EXERCISE REQUIREMENTS — Write out every line of the material as it stands, apart from the pictures.

DATASET EXCERPT —

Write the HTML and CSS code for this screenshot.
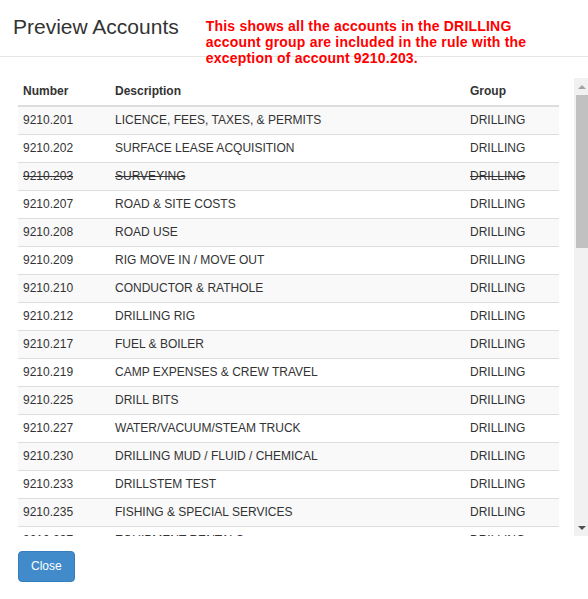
FILE: index.html
```html
<!DOCTYPE html>
<html>
<head>
<meta charset="utf-8">
<link rel="stylesheet" href="styles.css">
</head>
<body>
<div class="modal">
  <div class="modal-header">
    <h4 class="modal-title">Preview Accounts</h4>
    <div class="note">This shows all the accounts in the DRILLING<br>account group are included in the rule with the<br>exception of account 9210.203.</div>
  </div>
  <div class="modal-body">
    <div class="scroll-area">
      <div class="table-wrap">
        <table class="accounts">
          <colgroup><col class="c-num"><col class="c-desc"><col class="c-group"></colgroup>
          <thead>
            <tr><th>Number</th><th>Description</th><th>Group</th></tr>
          </thead>
          <tbody>
            <tr><td>9210.201</td><td>LICENCE, FEES, TAXES, &amp; PERMITS</td><td>DRILLING</td></tr>
            <tr><td>9210.202</td><td>SURFACE LEASE ACQUISITION</td><td>DRILLING</td></tr>
            <tr class="excluded"><td>9210.203</td><td>SURVEYING</td><td>DRILLING</td></tr>
            <tr><td>9210.207</td><td>ROAD &amp; SITE COSTS</td><td>DRILLING</td></tr>
            <tr><td>9210.208</td><td>ROAD USE</td><td>DRILLING</td></tr>
            <tr><td>9210.209</td><td>RIG MOVE IN / MOVE OUT</td><td>DRILLING</td></tr>
            <tr><td>9210.210</td><td>CONDUCTOR &amp; RATHOLE</td><td>DRILLING</td></tr>
            <tr><td>9210.212</td><td>DRILLING RIG</td><td>DRILLING</td></tr>
            <tr><td>9210.217</td><td>FUEL &amp; BOILER</td><td>DRILLING</td></tr>
            <tr><td>9210.219</td><td>CAMP EXPENSES &amp; CREW TRAVEL</td><td>DRILLING</td></tr>
            <tr><td>9210.225</td><td>DRILL BITS</td><td>DRILLING</td></tr>
            <tr><td>9210.227</td><td>WATER/VACUUM/STEAM TRUCK</td><td>DRILLING</td></tr>
            <tr><td>9210.230</td><td>DRILLING MUD / FLUID / CHEMICAL</td><td>DRILLING</td></tr>
            <tr><td>9210.233</td><td>DRILLSTEM TEST</td><td>DRILLING</td></tr>
            <tr><td>9210.235</td><td>FISHING &amp; SPECIAL SERVICES</td><td>DRILLING</td></tr>
            <tr><td>9210.237</td><td>EQUIPMENT RENTALS</td><td>DRILLING</td></tr>
            <tr><td>9210.240</td><td>SUPERVISION</td><td>DRILLING</td></tr>
            <tr><td>9210.243</td><td>WELLSITE GEOLOGIST</td><td>DRILLING</td></tr>
          </tbody>
        </table>
      </div>
      <div class="scrollbar">
        <div class="sb-btn"><span class="arrow-up"></span></div>
        <div class="sb-track"><div class="sb-thumb"></div></div>
        <div class="sb-btn sb-btn-down"><span class="arrow-down"></span></div>
      </div>
    </div>
  </div>
  <div class="modal-footer">
    <button class="btn-primary" type="button">Close</button>
  </div>
</div>
</body>
</html>
```
FILE: styles.css
```css
html, body {
  margin: 0;
  padding: 0;
  background: #fff;
}
body {
  font-family: "Liberation Sans", Arial, sans-serif;
  color: #333;
  font-size: 12px;
  width: 588px;
  height: 599px;
  overflow: hidden;
}
.modal-header {
  height: 56px;
  border-bottom: 1px solid #e5e5e5;
  display: flex;
  align-items: flex-start;
  padding-left: 13px;
}
.modal-title {
  margin: 0;
  padding-top: 15px;
  font-size: 21px;
  line-height: 24px;
  font-weight: normal;
  color: #333;
}
.note {
  margin-left: 27px;
  padding-top: 18px;
  font-size: 14px;
  line-height: 16px;
  font-weight: bold;
  letter-spacing: 0.2px;
  color: #ff0000;
  white-space: nowrap;
  position: relative;
  z-index: 1;
}
.modal-body {
  padding: 21px 0 0 18px;
}
.scroll-area {
  display: flex;
  height: 458px;
}
.table-wrap {
  width: 541px;
  overflow: hidden;
}
.accounts {
  width: 541px;
  border-collapse: collapse;
  table-layout: fixed;
}
.c-num { width: 92px; }
.c-desc { width: 355px; }
.c-group { width: 94px; }
.accounts th,
.accounts td {
  padding: 5px;
  line-height: 17px;
  text-align: left;
  white-space: nowrap;
}
.accounts th {
  font-weight: bold;
  border-bottom: 2px solid #ddd;
}
.accounts td {
  border-top: 1px solid #ddd;
}
.accounts tbody tr:first-child td {
  border-top: 0;
}
.accounts tbody tr:nth-child(odd) {
  background: #f9f9f9;
}
.excluded td {
  text-decoration: line-through;
}
.scrollbar {
  margin-left: 15px;
  width: 14px;
  background: #f1f1f1;
  display: flex;
  flex-direction: column;
}
.sb-btn {
  height: 17px;
  display: flex;
  align-items: center;
  justify-content: center;
  padding-left: 2px;
}
.sb-track {
  flex: 1;
  padding-left: 2px;
}
.sb-thumb {
  height: 153px;
  background: #c1c1c1;
}
.arrow-up {
  width: 0;
  height: 0;
  border-left: 4px solid transparent;
  border-right: 4px solid transparent;
  border-bottom: 4px solid #a3a3a3;
}
.arrow-down {
  width: 0;
  height: 0;
  border-left: 4px solid transparent;
  border-right: 4px solid transparent;
  border-top: 4px solid #505050;
}
.modal-footer {
  padding: 15px 0 0 18px;
}
.btn-primary {
  font-family: "Liberation Sans", Arial, sans-serif;
  font-size: 12px;
  line-height: 17px;
  padding: 6px 12px;
  color: #fff;
  background: #428bca;
  border: 1px solid #357ebd;
  border-radius: 4px;
  cursor: pointer;
}
```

RESPONSE —
Write the HTML and CSS code for this screenshot.
FILE: index.html
```html
<!DOCTYPE html>
<html>
<head>
<meta charset="utf-8">
<link rel="stylesheet" href="styles.css">
</head>
<body>
<div class="modal">
  <div class="modal-header">
    <h4 class="modal-title">Preview Accounts</h4>
    <div class="note">This shows all the accounts in the DRILLING<br>account group are included in the rule with the<br>exception of account 9210.203.</div>
  </div>
  <div class="modal-body">
    <div class="scroll-area">
      <div class="table-wrap">
        <table class="accounts">
          <colgroup><col class="c-num"><col class="c-desc"><col class="c-group"></colgroup>
          <thead>
            <tr><th>Number</th><th>Description</th><th>Group</th></tr>
          </thead>
          <tbody>
            <tr><td>9210.201</td><td>LICENCE, FEES, TAXES, &amp; PERMITS</td><td>DRILLING</td></tr>
            <tr><td>9210.202</td><td>SURFACE LEASE ACQUISITION</td><td>DRILLING</td></tr>
            <tr class="excluded"><td>9210.203</td><td>SURVEYING</td><td>DRILLING</td></tr>
            <tr><td>9210.207</td><td>ROAD &amp; SITE COSTS</td><td>DRILLING</td></tr>
            <tr><td>9210.208</td><td>ROAD USE</td><td>DRILLING</td></tr>
            <tr><td>9210.209</td><td>RIG MOVE IN / MOVE OUT</td><td>DRILLING</td></tr>
            <tr><td>9210.210</td><td>CONDUCTOR &amp; RATHOLE</td><td>DRILLING</td></tr>
            <tr><td>9210.212</td><td>DRILLING RIG</td><td>DRILLING</td></tr>
            <tr><td>9210.217</td><td>FUEL &amp; BOILER</td><td>DRILLING</td></tr>
            <tr><td>9210.219</td><td>CAMP EXPENSES &amp; CREW TRAVEL</td><td>DRILLING</td></tr>
            <tr><td>9210.225</td><td>DRILL BITS</td><td>DRILLING</td></tr>
            <tr><td>9210.227</td><td>WATER/VACUUM/STEAM TRUCK</td><td>DRILLING</td></tr>
            <tr><td>9210.230</td><td>DRILLING MUD / FLUID / CHEMICAL</td><td>DRILLING</td></tr>
            <tr><td>9210.233</td><td>DRILLSTEM TEST</td><td>DRILLING</td></tr>
            <tr><td>9210.235</td><td>FISHING &amp; SPECIAL SERVICES</td><td>DRILLING</td></tr>
            <tr><td>9210.237</td><td>EQUIPMENT RENTALS</td><td>DRILLING</td></tr>
            <tr><td>9210.240</td><td>SUPERVISION</td><td>DRILLING</td></tr>
            <tr><td>9210.243</td><td>WELLSITE GEOLOGIST</td><td>DRILLING</td></tr>
          </tbody>
        </table>
      </div>
      <div class="scrollbar">
        <div class="sb-btn"><span class="arrow-up"></span></div>
        <div class="sb-track"><div class="sb-thumb"></div></div>
        <div class="sb-btn sb-btn-down"><span class="arrow-down"></span></div>
      </div>
    </div>
  </div>
  <div class="modal-footer">
    <button class="btn-primary" type="button">Close</button>
  </div>
</div>
</body>
</html>
```
FILE: styles.css
```css
html, body {
  margin: 0;
  padding: 0;
  background: #fff;
}
body {
  font-family: "Liberation Sans", Arial, sans-serif;
  color: #333;
  font-size: 12px;
  width: 588px;
  height: 599px;
  overflow: hidden;
}
.modal-header {
  height: 56px;
  border-bottom: 1px solid #e5e5e5;
  display: flex;
  align-items: flex-start;
  padding-left: 13px;
}
.modal-title {
  margin: 0;
  padding-top: 15px;
  font-size: 21px;
  line-height: 24px;
  font-weight: normal;
  color: #333;
}
.note {
  margin-left: 27px;
  padding-top: 18px;
  font-size: 14px;
  line-height: 16px;
  font-weight: bold;
  letter-spacing: 0.2px;
  color: #ff0000;
  white-space: nowrap;
  position: relative;
  z-index: 1;
}
.modal-body {
  padding: 21px 0 0 18px;
}
.scroll-area {
  display: flex;
  height: 458px;
}
.table-wrap {
  width: 541px;
  overflow: hidden;
}
.accounts {
  width: 541px;
  border-collapse: collapse;
  table-layout: fixed;
}
.c-num { width: 92px; }
.c-desc { width: 355px; }
.c-group { width: 94px; }
.accounts th,
.accounts td {
  padding: 5px;
  line-height: 17px;
  text-align: left;
  white-space: nowrap;
}
.accounts th {
  font-weight: bold;
  border-bottom: 2px solid #ddd;
}
.accounts td {
  border-top: 1px solid #ddd;
}
.accounts tbody tr:first-child td {
  border-top: 0;
}
.accounts tbody tr:nth-child(odd) {
  background: #f9f9f9;
}
.excluded td {
  text-decoration: line-through;
}
.scrollbar {
  margin-left: 15px;
  width: 14px;
  background: #f1f1f1;
  display: flex;
  flex-direction: column;
}
.sb-btn {
  height: 17px;
  display: flex;
  align-items: center;
  justify-content: center;
  padding-left: 2px;
}
.sb-track {
  flex: 1;
  padding-left: 2px;
}
.sb-thumb {
  height: 153px;
  background: #c1c1c1;
}
.arrow-up {
  width: 0;
  height: 0;
  border-left: 4px solid transparent;
  border-right: 4px solid transparent;
  border-bottom: 4px solid #a3a3a3;
}
.arrow-down {
  width: 0;
  height: 0;
  border-left: 4px solid transparent;
  border-right: 4px solid transparent;
  border-top: 4px solid #505050;
}
.modal-footer {
  padding: 15px 0 0 18px;
}
.btn-primary {
  font-family: "Liberation Sans", Arial, sans-serif;
  font-size: 12px;
  line-height: 17px;
  padding: 6px 12px;
  color: #fff;
  background: #428bca;
  border: 1px solid #357ebd;
  border-radius: 4px;
  cursor: pointer;
}
```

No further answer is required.